What am I giving up to do this? Am I just doing this with some spare time? Or am I sacrificing something important, like my physical health or quality time with my spouse?
Every time you carve out space in your life to something, you are taking away from something else. What are you taking away from? Is it what you want to be taking away from? In order for you to know whether your choice is worth it, you must know what you’re giving up to make it.
For instance, many people go out to bars with their friends on weekends at the expense of getting good quality sleep on the weekends. Or, they volunteer to do small tasks for their boss at the expense of getting important deep work done. Like I said, everything comes with a cost.
The good news is there are some changes you can make to be less busy that, once they’re pointed out to you, are fairly easy to make.
3 Changes You Can Make So You Are Less Busy
Here are the kinds of things you might want to cut out of your life:
Friendships that are draining you. If the notion of spending time with a particular friend is consistently more draining than it is exciting, you may want to reassess the friendship. Friendships should feel like blessings, not obligations.
Work commitments that are not pushing you forward. Thanks to the 80/20 rule, we know that 80% of our results come from 20% of our efforts. High performers know this, which is why many high performers do not work long hours. But thanks to hustle culture, most people feel like they should be working 10 hour days lest they are thought of as lazy — and fill those 10 hour days with activities from the 80% that has little to no impact. Cut out the 80%, and you get back a lot of time at very little cost.
Hobbies that are hurting you.
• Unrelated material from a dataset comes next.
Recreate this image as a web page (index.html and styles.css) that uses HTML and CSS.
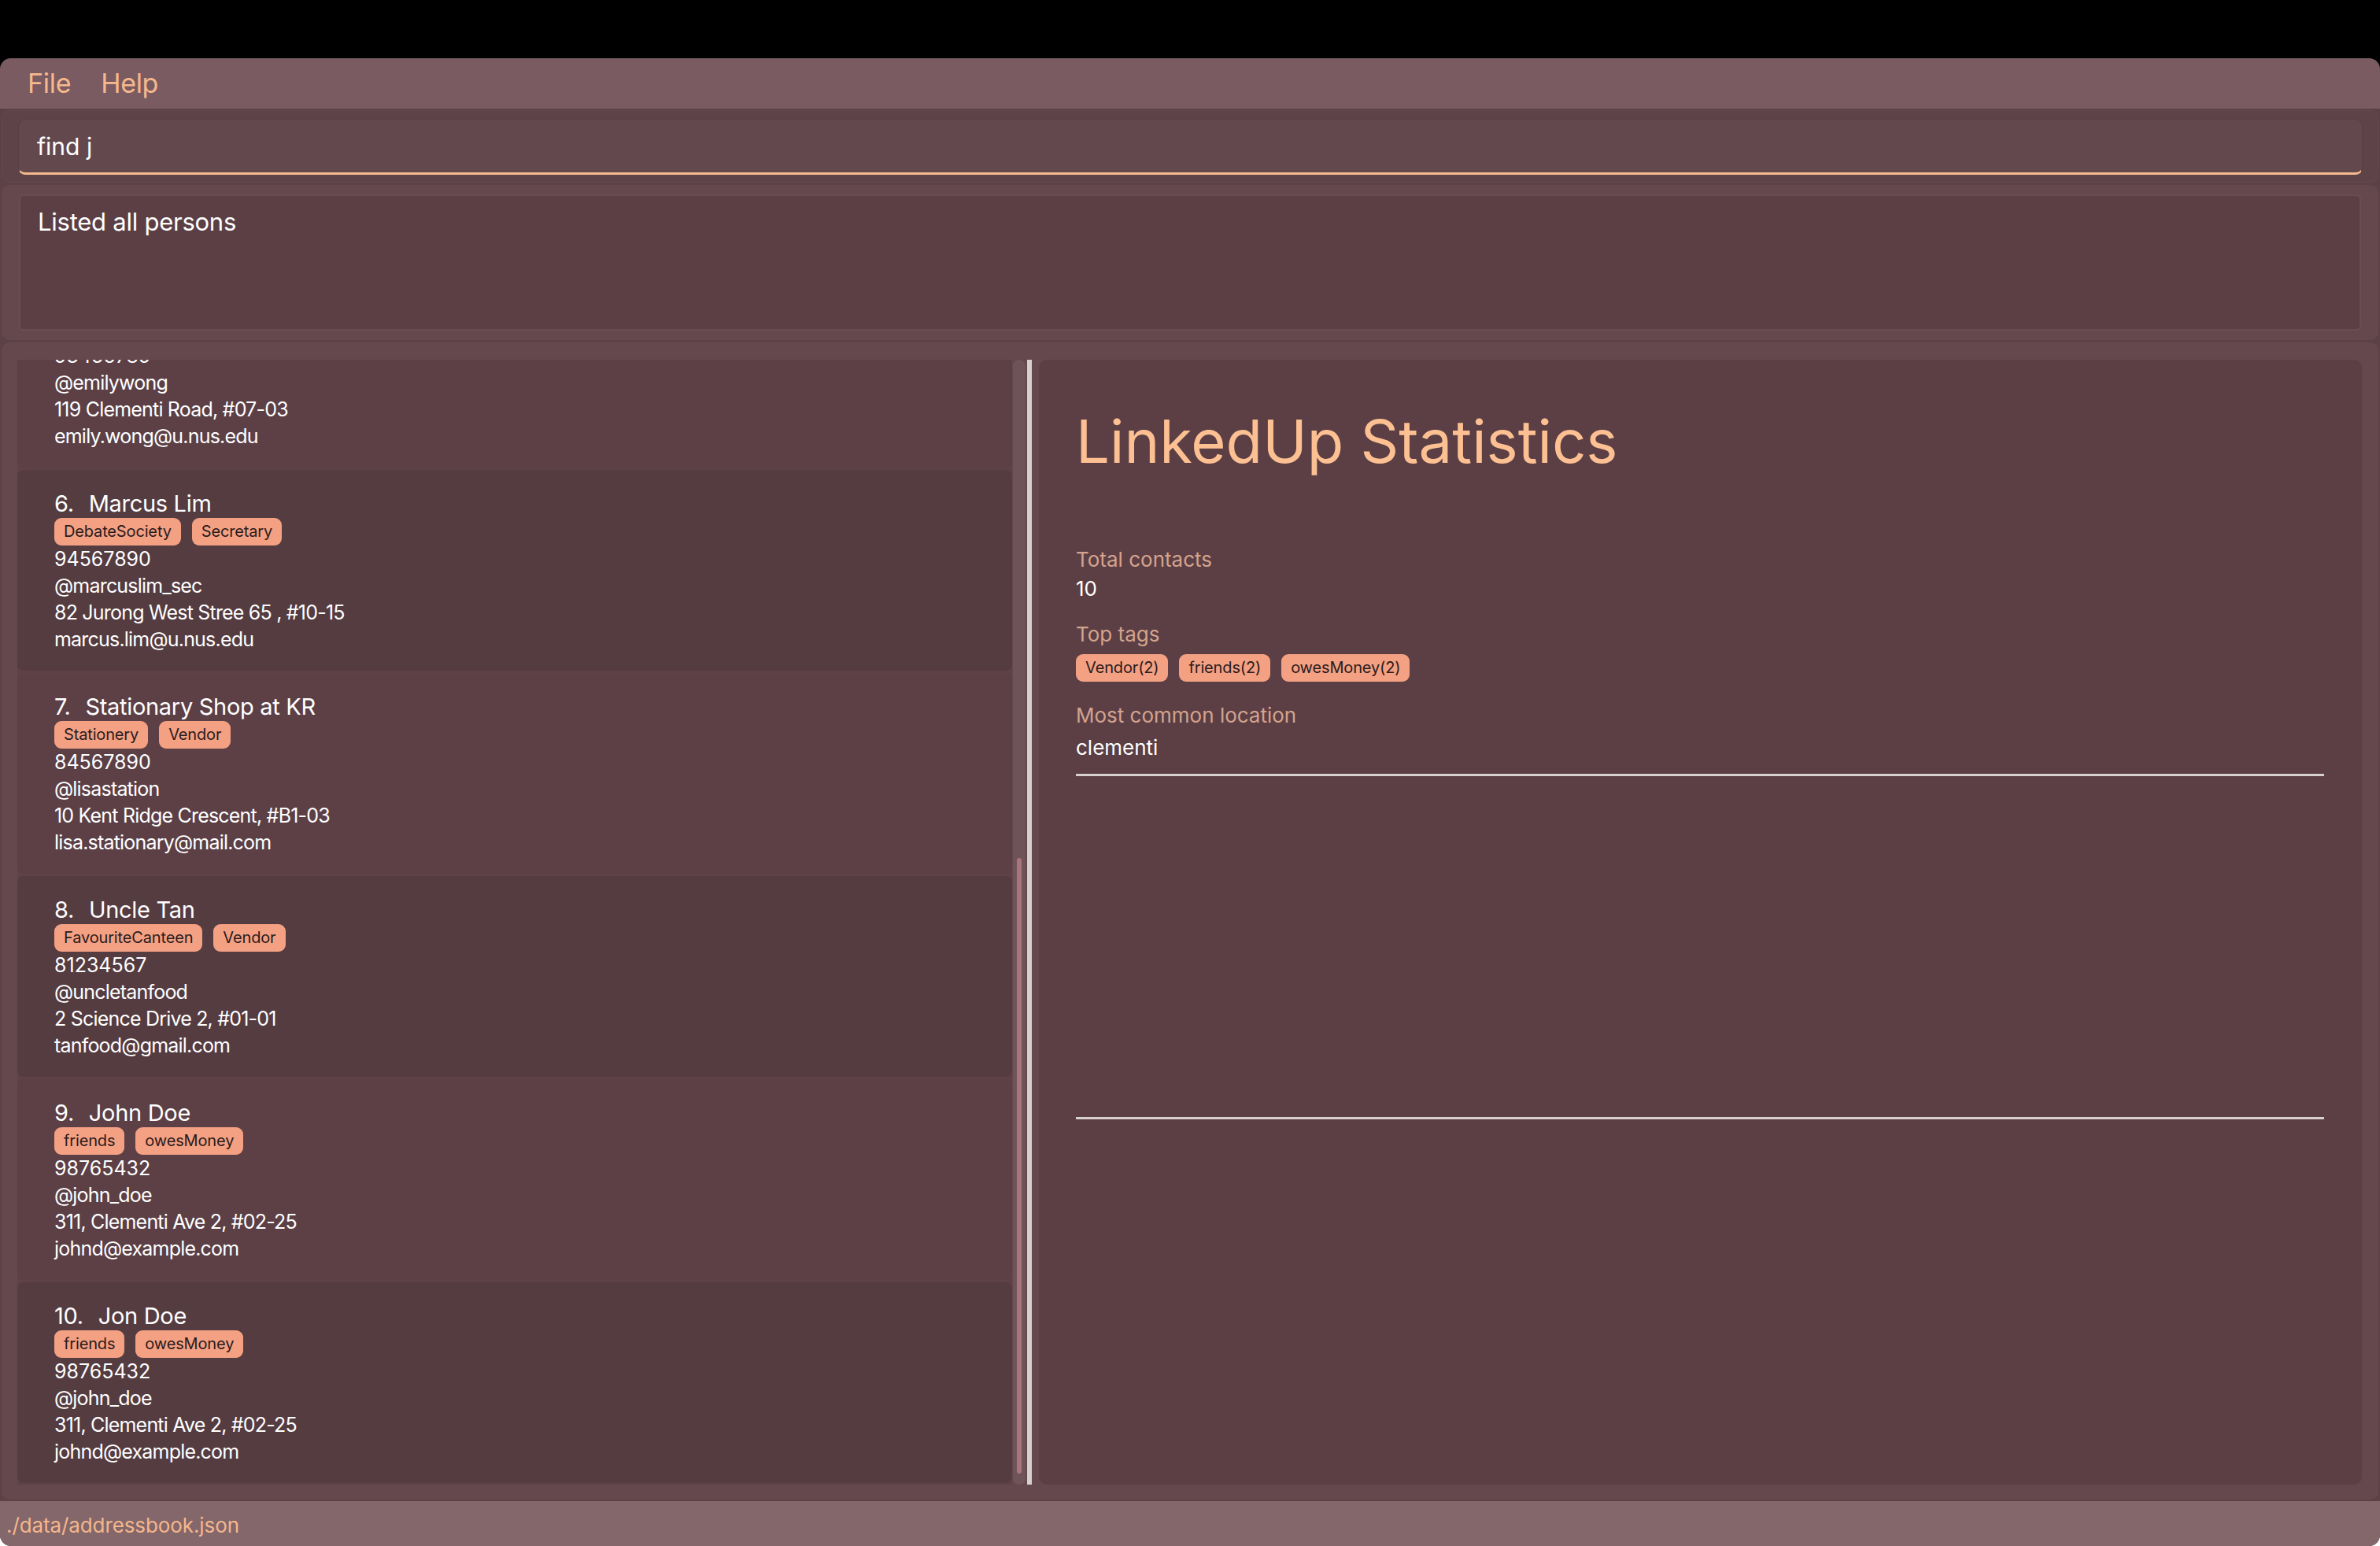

There are a lot of hobbies out there that harm you far more than they help, like drinking on the weekends, spending half your day watching Netflix, scrolling social media, and playing video games. Giving up hobbies like these is a great way to reclaim time and health.
Critical readers will probably tell me my viewpoint is privileged. After all, some people are so poor they don’t have the luxury of cutting anything out; they need to work three jobs to make ends meet. Therefore, my recommendation to “cut something out” comes from the privileged viewpoint of someone who has the luxury of having chaff from which to chop.
Interestingly enough, though, I’ve yet to have one of these poor people comment on an article of mine. An army of social justice warriors is ready to step in and defend their honor, but the actual people who need defending are nowhere to be seen.
The people stepping in to defend their honor, however, are typically people with plenty of room to make cuts.
Consider a college student that spends most of her time working and studying, with two or three social outings a week to bars or to get lunch with people. She may think she has no room to make cuts in her life, but in reality, the time she spends at bars and at lunch with people (travel time included) is actually quite a few hours. Eliminating just one of those bar trips would give her back six or seven hours she could spend sleeping or otherwise catching up on self-care.
Does living like a machine who never goes out with their friends sound kind of depressing? Sure. I wouldn’t fault anyone for not making that choice. But the whole point of this article is to force you to recognize that the way you spend your time is, actually, a choice. Self-delusion is the enemy of growth.
People with busy lives often feel their time is out of their control, but it’s not true. Once you accept the way you spend your time is your choice, entirely under your control, you don’t have to be busy anymore. You can choose what matters to you and what does not, and focus only on what does.
When you do, you’ll become more productive and less busy faster than you can believe.
“When it comes right down to it, the challenge of mindfulness is to realize that “this is it.” Right now is my life. And I accept that.”